● What the task asks:
In the data that follows, count every line holding the string "React" and give the count alone.

--*--

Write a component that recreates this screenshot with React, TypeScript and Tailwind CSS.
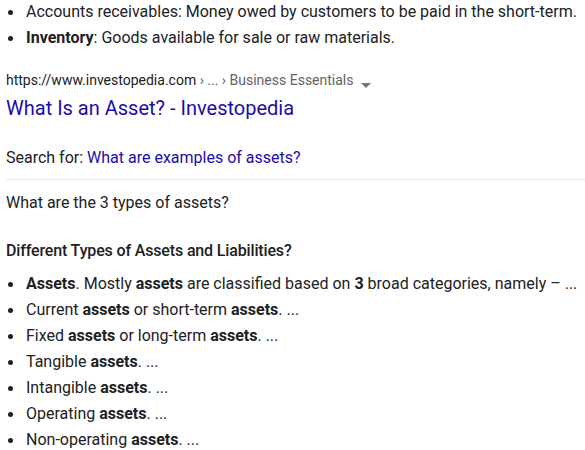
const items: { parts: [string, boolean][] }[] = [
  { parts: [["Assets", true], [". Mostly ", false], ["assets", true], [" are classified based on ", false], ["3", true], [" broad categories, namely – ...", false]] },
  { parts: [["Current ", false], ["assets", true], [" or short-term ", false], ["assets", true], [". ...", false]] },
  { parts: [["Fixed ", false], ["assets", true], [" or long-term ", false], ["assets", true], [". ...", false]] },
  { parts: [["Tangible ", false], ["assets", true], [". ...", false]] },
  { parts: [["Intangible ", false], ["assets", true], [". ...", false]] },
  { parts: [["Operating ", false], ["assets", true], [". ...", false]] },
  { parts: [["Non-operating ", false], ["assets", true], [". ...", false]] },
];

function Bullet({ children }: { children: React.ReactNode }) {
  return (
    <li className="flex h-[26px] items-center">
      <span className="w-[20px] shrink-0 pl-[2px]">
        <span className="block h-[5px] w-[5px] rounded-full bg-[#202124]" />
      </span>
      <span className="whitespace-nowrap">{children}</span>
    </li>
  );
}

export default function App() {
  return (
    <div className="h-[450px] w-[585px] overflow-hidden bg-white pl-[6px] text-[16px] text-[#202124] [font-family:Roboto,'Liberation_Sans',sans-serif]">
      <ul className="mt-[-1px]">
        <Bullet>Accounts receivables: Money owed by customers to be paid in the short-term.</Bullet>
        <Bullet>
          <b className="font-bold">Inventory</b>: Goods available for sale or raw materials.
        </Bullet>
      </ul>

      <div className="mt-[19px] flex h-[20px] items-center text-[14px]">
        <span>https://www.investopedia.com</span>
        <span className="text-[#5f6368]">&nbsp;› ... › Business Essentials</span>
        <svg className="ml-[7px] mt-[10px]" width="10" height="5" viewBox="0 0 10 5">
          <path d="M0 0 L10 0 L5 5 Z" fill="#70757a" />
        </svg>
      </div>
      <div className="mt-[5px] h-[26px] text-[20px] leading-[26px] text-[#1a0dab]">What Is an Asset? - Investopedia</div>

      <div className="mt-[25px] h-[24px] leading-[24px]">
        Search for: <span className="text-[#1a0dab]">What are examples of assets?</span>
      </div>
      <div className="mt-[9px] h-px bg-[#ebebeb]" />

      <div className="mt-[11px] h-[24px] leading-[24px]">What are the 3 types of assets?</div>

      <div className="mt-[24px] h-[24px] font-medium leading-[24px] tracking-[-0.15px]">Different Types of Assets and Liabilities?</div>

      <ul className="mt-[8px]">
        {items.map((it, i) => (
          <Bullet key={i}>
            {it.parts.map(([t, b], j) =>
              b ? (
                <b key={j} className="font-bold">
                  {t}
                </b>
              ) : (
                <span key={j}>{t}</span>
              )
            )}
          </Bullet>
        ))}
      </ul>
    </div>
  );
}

--*--

● Response:
2